Baseball, the great American game — or is it? Especially in the age of the internet, more fast-paced games like basketball and American football have been encroaching on the MLB’s popularity in the United States. MLB viewership has been declining over the last 40 years or so, points out sports commentator Keith Olbermann.
Because it is not as popular as it once was in the United States and it is always looking to capture more fans, the MLB is seriously considering expanding to include Mexico and other parts of Latin America in the near future.
The first is that baseball is already very popular in many Latin American cultures, a fact on which MLB would love to capitalize. Jayhawk notes that baseball may be even more popular in Mexico and similar countries than it is in the U.S., with those cultures never seeming to have undergone the decrease in interest in the sport that United States culture has.
Mexico in particular, says the New York Times, has “one of the world’s richest baseball traditions,” and its well-funded leagues have produced some of the greatest MLB players of all time.
The same New York Times article, however, also asserts that soccer broadcasts are overtaking broadcasts of baseball in the Mexican media, leaving some obvious shoes for the MLB to fill should they push into Mexico.
“We are really interested in Mexico,” MLB commissioner Rob Manfred told the Hollywood Reporter. “It’s a huge broadcast market. If we can find the right location, it is possible to support a team in Mexico economically.”
In addition to being vast untapped reservoirs of potential MLB fans, Mexico and Latin America are surely full of talent to bring to the MLB. Already, Manfred says, the MLB gets a lot of talented players from those regions — over 25 percent of MLB’s starting lineups are made up of players born outside the U.S., according to the MLB itself, and the vast majority of them are from Latin America.
The presence of MLB teams, as well as the training camps and recruiters that come with them, would enable the league to find even more of Mexico and Latin America’s baseball talent.
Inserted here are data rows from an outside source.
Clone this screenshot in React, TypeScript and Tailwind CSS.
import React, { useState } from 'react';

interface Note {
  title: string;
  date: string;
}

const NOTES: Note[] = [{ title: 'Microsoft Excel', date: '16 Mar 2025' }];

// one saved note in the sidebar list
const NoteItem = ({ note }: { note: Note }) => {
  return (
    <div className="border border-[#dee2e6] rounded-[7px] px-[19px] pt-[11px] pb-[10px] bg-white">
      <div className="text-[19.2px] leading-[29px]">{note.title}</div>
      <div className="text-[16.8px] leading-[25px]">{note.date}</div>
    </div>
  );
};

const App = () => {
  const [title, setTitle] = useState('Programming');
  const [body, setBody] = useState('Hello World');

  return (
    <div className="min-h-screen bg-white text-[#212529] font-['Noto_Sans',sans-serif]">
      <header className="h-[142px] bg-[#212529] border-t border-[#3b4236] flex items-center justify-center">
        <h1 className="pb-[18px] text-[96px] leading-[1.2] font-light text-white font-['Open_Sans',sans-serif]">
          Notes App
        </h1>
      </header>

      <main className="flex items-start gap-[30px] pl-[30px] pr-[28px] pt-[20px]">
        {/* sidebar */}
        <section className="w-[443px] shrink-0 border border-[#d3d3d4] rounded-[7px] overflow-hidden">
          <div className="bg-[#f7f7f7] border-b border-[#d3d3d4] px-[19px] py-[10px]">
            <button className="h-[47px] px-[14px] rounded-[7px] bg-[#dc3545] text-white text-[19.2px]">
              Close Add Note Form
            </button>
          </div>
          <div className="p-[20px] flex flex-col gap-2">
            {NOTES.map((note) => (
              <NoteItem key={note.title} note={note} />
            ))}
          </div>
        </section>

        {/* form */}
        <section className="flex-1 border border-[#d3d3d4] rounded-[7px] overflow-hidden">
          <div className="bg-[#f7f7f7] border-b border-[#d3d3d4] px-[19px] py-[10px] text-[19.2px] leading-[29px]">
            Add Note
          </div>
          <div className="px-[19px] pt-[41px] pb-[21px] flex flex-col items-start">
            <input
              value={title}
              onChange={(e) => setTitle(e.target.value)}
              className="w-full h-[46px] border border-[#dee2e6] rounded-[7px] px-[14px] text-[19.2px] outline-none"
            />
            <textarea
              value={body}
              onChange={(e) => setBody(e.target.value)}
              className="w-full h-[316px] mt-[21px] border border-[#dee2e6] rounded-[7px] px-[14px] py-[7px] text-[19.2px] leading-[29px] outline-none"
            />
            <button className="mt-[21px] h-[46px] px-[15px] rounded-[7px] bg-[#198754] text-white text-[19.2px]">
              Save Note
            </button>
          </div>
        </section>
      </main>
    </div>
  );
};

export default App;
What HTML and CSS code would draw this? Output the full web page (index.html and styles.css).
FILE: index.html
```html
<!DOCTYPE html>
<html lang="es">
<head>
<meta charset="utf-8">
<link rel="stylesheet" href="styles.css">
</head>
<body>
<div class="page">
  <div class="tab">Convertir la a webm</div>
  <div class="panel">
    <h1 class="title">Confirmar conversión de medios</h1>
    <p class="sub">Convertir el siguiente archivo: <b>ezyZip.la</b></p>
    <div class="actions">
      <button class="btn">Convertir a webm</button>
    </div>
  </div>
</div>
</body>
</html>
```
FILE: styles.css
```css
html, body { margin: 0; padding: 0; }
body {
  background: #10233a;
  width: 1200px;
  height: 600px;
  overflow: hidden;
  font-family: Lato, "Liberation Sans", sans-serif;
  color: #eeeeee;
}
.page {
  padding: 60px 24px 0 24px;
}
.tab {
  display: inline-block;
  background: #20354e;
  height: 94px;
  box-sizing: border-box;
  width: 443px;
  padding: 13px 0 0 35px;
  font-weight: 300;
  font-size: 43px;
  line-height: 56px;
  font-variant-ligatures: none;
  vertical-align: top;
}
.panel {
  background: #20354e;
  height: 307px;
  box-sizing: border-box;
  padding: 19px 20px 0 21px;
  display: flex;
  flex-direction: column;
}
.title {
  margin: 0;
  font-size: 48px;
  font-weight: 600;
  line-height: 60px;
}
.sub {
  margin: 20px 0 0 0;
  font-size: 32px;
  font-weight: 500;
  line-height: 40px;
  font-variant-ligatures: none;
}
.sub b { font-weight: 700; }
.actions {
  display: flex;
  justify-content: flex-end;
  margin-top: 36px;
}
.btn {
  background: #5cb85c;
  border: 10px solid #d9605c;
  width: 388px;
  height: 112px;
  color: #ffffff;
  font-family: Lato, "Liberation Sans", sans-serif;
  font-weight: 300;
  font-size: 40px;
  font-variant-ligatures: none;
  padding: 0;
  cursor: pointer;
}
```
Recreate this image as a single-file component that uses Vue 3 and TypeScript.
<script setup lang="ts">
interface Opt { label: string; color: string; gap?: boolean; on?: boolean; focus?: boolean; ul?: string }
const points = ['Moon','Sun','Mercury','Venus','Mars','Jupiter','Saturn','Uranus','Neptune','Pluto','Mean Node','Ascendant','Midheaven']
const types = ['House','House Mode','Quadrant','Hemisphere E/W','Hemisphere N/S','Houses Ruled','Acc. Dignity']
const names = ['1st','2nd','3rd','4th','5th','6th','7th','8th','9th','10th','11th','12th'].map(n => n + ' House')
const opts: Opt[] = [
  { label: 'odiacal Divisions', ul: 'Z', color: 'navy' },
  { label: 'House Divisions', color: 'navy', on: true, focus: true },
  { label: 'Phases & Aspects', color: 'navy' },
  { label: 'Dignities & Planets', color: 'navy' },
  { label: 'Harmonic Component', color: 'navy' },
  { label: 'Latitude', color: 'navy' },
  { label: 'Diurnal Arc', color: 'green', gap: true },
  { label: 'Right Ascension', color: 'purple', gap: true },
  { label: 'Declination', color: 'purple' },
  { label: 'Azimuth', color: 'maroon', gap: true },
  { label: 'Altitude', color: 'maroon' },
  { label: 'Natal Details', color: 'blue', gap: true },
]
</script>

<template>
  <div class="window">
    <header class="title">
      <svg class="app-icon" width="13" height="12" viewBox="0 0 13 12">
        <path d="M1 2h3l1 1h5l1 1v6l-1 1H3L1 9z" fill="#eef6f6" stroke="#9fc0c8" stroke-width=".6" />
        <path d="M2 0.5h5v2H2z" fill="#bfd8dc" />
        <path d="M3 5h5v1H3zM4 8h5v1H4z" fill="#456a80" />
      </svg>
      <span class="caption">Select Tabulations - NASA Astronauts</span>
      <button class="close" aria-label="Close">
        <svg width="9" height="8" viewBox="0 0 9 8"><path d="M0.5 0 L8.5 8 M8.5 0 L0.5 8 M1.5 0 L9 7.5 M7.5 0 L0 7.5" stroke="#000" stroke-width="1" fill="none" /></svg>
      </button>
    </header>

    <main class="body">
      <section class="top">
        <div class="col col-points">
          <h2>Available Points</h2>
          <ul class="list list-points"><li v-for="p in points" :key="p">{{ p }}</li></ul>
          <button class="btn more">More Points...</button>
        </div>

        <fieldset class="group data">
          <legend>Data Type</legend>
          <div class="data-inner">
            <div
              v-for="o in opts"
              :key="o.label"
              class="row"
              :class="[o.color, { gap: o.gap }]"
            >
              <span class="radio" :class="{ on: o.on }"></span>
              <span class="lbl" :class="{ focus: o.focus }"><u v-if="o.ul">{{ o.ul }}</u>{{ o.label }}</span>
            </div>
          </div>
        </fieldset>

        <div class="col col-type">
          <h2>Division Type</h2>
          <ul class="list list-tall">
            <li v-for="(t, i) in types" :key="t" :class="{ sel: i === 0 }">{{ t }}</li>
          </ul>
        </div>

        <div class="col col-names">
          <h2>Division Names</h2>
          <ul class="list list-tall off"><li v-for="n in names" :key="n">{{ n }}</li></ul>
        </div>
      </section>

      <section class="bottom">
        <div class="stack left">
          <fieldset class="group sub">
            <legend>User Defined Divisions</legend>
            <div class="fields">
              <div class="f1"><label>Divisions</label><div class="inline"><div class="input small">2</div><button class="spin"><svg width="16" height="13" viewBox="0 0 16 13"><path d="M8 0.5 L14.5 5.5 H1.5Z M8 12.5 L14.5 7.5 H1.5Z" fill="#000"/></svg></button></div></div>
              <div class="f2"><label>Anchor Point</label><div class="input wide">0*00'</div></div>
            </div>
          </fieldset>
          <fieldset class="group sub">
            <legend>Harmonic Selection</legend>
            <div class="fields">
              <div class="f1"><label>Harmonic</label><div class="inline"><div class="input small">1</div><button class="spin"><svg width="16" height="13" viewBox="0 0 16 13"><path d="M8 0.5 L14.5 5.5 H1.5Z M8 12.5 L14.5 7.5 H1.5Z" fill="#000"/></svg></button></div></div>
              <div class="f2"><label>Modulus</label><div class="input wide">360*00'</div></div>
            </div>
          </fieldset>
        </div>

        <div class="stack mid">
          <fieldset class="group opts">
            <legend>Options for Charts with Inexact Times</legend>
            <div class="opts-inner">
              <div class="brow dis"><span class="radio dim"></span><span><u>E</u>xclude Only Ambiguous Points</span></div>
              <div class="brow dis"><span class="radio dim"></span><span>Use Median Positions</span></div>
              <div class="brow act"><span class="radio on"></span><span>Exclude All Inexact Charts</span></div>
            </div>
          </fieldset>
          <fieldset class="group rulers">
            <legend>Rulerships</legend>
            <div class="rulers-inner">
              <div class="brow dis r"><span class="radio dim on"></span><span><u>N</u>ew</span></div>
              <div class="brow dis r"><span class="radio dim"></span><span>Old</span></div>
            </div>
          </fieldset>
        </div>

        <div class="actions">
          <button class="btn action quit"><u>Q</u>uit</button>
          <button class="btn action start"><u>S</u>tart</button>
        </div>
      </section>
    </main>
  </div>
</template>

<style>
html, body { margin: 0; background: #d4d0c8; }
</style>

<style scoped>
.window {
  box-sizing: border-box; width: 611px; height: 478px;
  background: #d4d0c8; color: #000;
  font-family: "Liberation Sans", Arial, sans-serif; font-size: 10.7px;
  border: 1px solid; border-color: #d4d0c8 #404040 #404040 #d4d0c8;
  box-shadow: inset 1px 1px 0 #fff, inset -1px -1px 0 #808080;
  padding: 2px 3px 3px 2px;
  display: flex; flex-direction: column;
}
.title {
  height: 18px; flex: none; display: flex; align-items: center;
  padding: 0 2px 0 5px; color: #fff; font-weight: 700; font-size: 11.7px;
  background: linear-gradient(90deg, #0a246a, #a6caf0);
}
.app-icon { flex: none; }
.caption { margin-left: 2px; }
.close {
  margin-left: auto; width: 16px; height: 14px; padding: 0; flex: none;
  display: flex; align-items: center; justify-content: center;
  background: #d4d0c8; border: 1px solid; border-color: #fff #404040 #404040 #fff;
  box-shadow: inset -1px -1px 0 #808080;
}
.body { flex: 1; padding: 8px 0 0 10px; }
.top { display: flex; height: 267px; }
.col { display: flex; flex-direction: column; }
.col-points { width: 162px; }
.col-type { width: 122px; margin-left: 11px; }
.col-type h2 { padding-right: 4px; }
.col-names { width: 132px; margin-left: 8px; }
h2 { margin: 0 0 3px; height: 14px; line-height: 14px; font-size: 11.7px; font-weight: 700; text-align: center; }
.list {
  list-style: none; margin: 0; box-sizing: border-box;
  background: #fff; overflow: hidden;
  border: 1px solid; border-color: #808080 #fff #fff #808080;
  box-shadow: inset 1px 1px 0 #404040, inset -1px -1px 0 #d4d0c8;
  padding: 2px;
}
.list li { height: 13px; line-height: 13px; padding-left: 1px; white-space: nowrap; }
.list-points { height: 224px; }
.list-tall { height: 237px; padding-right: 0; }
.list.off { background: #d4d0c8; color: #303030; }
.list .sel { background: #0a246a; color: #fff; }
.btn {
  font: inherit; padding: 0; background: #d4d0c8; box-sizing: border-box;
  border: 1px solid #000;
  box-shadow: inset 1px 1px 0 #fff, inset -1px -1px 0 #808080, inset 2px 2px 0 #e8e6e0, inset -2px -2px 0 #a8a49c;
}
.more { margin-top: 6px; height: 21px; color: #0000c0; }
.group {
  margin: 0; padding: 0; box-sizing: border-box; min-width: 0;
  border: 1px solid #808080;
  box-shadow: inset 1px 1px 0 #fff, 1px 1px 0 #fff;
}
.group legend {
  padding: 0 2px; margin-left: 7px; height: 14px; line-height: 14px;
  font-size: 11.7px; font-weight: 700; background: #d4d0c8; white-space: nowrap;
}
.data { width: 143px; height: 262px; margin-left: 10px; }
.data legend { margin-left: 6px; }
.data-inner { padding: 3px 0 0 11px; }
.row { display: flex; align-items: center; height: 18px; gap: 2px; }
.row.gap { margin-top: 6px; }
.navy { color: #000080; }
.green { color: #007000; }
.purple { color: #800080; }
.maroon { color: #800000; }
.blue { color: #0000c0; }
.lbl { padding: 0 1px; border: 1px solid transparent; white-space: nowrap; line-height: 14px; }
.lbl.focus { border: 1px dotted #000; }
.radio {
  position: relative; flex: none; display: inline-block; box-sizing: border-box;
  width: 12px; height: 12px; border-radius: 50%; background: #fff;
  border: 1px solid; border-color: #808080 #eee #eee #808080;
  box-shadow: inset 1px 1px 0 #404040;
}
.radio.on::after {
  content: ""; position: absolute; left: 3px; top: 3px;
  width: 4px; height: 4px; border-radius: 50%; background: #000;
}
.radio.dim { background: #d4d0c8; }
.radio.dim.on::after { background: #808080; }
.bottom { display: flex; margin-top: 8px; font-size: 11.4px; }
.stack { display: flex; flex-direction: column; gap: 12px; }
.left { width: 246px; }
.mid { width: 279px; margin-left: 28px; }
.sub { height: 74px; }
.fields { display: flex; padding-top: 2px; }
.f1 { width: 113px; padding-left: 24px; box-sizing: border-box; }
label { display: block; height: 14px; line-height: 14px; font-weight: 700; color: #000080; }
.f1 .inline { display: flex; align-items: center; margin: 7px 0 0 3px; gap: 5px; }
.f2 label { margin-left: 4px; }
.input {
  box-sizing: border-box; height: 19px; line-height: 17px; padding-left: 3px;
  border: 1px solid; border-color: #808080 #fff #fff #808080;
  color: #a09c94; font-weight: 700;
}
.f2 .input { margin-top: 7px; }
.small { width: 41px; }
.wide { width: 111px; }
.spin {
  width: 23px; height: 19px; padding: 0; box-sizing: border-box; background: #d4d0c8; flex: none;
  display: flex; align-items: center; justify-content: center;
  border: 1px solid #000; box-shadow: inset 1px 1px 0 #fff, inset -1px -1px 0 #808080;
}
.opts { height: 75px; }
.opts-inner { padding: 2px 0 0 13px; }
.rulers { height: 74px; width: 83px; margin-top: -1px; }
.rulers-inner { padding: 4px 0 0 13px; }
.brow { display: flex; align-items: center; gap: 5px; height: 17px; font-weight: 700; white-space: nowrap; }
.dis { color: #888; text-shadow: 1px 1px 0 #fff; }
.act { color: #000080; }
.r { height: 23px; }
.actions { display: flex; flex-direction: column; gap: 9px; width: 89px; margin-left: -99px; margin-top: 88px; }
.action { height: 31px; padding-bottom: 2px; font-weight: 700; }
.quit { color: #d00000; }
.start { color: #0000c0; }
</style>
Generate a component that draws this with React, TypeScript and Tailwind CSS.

Manfred has said that the MLB has been having trouble as of late finding enough players to recruit due to a lessening interest in baseball among the nation’s youth, and so the huge shot in the arm the MLB’s recruitment numbers would receive by expanding into Mexico or a similar country would be valuable.
The fans and players the MLB could gain by adopting Mexico or similar countries would indeed be a huge benefit to expansion, but how will it effect the fan landscape in the MLB’s homeland?
Manfred points out that it will drastically increase MLB viewership among Latino Americans, a quickly growing demographic. Pew Research says that Hispanics have made up a key portion of the U.S.’s population growth during the 21st century, and the number of Hispanic Americans has grown more than sixfold since 1970.
“A team in Mexico and a larger number of Mexican players in the big leagues could really help us continue to grow the Hispanic market in the United States,” Manfred told Forbes.
One can already see the MLB beginning to embrace its huge Latin American constituency more fully. Just recently, the league made it a requirement for all MLB teams to have a full-time Spanish-to-English translator on staff, it announced the opening of an office in Mexico City, and it began to televise MLB games on Mexico’s Televisa TV network. It even started to hold MLB exhibition games in Mexico.
Chris Park, MLB’s Senior VP of Growth, Strategy and International, revealed that the skirmishes were just the beginning of the MLB’s Mexican conquest.
“This is the first time in over a decade that we have played games in Mexico City. Hopefully, this is just the first taste of being a regular presence in Mexico City and across the country.”
The first stages of MLB’s Mexico expansion may be upon us already, but there is certainly a long way to go, and Manfred reminds MLB fans that it might take a while.